Instructions to follow
Work out how many lines hold "with". Give the number and nothing else.

Task input
______________________________
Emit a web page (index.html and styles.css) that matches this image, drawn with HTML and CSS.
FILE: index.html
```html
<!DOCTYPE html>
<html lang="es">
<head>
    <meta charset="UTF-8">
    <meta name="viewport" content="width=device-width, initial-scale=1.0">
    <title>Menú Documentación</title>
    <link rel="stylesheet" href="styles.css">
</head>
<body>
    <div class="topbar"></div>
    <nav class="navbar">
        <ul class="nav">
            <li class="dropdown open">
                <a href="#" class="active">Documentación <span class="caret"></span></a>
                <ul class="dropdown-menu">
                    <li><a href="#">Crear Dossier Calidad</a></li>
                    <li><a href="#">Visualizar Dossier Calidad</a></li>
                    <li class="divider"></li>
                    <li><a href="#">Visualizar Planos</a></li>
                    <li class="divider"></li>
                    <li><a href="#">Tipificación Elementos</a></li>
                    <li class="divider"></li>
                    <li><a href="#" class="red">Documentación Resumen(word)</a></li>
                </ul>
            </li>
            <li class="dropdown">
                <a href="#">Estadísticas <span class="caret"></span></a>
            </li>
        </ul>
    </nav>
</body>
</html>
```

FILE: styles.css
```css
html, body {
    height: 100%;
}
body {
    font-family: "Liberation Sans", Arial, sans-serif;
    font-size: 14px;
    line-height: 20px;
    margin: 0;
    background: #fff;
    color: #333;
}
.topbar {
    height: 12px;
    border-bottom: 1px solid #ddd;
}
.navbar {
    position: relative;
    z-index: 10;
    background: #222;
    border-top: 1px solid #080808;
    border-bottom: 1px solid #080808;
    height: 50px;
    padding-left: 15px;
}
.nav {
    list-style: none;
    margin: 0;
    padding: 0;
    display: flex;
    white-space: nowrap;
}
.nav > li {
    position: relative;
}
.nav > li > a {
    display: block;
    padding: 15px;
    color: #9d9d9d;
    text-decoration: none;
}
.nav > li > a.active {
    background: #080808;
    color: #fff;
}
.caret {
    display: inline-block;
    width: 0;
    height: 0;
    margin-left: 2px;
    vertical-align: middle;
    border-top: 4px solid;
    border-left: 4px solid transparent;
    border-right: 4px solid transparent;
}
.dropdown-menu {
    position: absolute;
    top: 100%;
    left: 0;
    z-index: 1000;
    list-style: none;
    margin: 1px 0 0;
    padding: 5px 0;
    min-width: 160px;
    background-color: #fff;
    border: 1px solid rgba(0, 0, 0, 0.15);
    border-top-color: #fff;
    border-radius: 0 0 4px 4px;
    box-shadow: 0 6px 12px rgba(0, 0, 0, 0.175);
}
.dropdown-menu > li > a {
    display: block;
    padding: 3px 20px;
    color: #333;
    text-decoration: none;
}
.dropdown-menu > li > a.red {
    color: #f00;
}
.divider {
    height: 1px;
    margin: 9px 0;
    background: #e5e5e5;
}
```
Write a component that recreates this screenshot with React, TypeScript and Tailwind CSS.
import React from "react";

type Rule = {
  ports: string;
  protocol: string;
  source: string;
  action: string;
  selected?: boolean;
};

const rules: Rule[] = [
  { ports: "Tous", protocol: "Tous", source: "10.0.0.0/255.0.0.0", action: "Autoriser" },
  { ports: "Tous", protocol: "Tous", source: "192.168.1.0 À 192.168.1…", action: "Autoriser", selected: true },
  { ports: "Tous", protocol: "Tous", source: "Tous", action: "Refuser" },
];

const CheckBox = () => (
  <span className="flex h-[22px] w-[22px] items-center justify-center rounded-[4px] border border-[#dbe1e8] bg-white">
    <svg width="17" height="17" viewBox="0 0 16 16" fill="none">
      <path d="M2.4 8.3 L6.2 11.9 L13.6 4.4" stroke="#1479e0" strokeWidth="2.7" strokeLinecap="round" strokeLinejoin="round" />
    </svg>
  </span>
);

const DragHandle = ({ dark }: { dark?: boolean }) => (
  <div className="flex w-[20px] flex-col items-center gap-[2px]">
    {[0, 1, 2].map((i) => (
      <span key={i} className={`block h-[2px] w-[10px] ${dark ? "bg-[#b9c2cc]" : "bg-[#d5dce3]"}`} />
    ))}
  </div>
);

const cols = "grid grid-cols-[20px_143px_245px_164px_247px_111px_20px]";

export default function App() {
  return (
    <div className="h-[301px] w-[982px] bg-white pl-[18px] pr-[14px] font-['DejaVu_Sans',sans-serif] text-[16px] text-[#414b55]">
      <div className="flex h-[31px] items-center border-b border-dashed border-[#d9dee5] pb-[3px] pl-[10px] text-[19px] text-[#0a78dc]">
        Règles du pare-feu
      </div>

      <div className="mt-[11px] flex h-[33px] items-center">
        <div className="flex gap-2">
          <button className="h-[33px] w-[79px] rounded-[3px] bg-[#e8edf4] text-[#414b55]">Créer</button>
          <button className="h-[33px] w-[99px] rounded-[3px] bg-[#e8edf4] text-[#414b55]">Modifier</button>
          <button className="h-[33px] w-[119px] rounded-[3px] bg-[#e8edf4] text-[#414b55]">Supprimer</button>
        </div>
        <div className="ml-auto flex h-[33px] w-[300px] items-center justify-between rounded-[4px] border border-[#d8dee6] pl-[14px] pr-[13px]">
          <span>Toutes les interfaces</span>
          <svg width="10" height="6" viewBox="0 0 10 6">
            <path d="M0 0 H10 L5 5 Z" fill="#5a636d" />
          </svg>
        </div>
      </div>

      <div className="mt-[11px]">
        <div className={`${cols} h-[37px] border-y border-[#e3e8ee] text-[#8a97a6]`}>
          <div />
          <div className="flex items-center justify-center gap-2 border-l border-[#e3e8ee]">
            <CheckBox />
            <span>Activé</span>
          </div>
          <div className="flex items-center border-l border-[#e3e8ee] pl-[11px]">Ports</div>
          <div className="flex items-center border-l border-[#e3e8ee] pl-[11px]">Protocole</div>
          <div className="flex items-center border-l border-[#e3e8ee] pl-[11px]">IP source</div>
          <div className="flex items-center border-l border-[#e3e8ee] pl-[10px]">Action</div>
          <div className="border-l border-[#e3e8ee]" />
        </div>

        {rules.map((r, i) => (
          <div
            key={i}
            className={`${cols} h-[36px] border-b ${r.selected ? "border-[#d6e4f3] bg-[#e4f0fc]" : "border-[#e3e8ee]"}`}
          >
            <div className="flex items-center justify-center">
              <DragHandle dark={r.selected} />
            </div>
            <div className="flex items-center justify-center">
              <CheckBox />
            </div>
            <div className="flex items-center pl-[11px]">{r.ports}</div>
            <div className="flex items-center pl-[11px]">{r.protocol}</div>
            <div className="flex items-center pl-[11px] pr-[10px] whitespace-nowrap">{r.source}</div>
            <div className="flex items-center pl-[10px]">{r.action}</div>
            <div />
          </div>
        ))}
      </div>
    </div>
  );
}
______________________________
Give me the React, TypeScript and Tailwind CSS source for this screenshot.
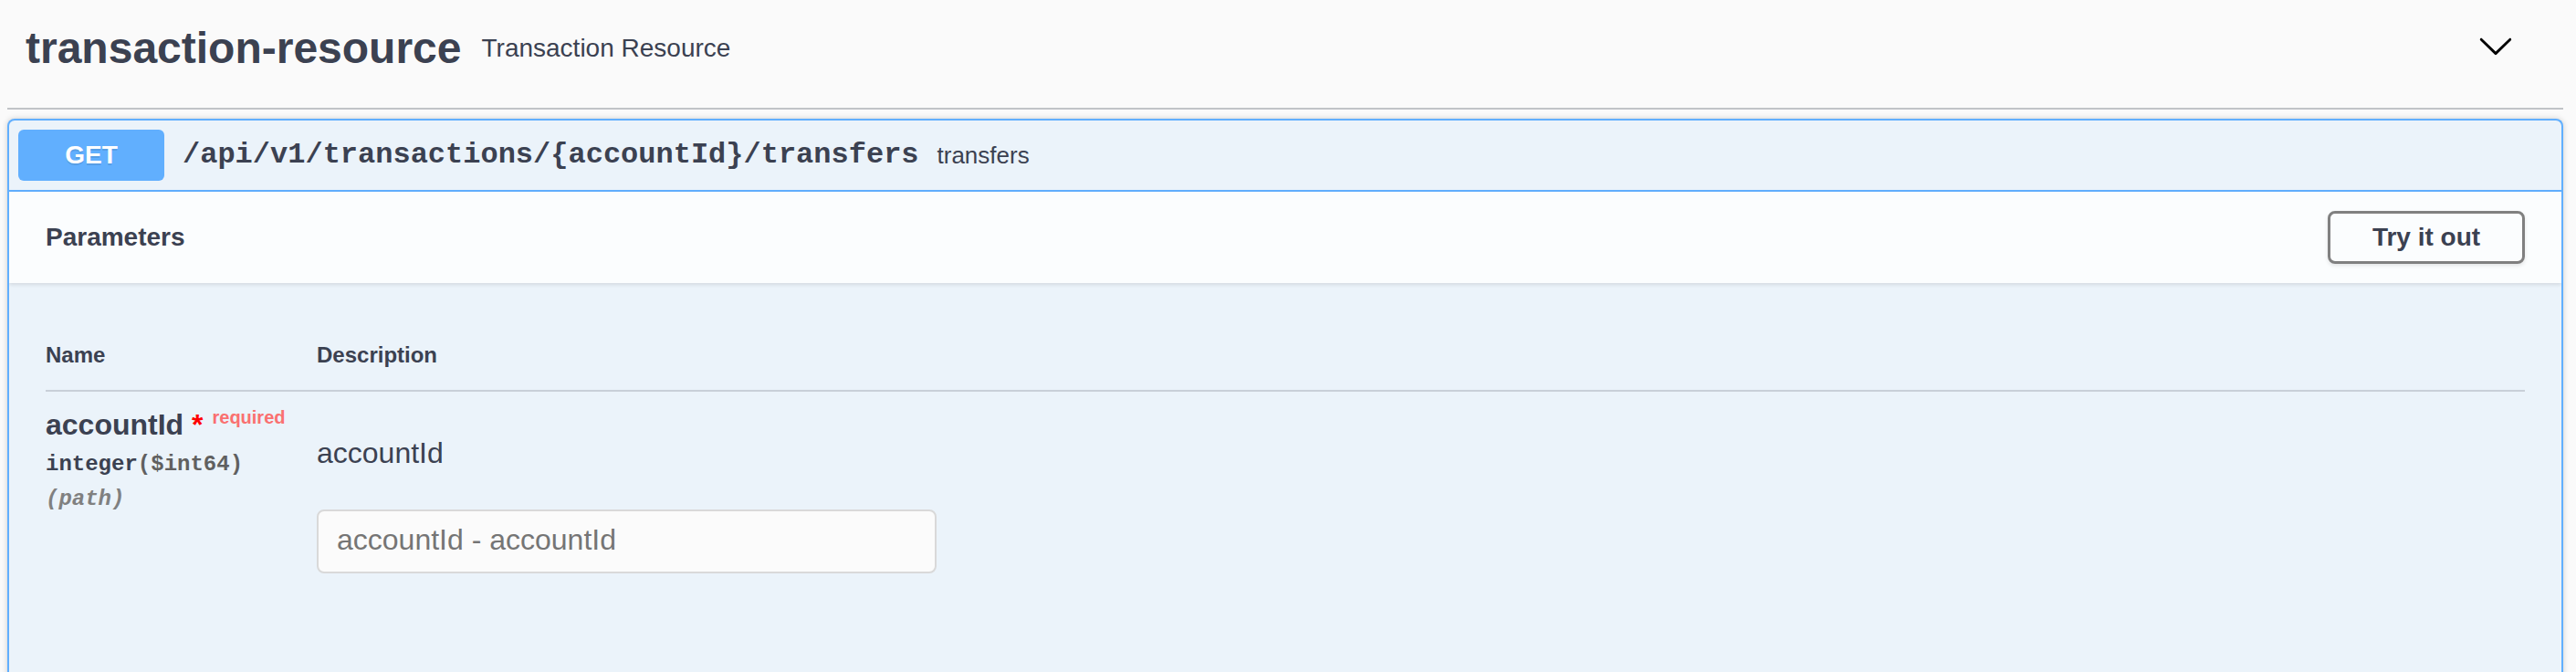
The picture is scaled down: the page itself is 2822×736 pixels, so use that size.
______________________________
Solved exercise
2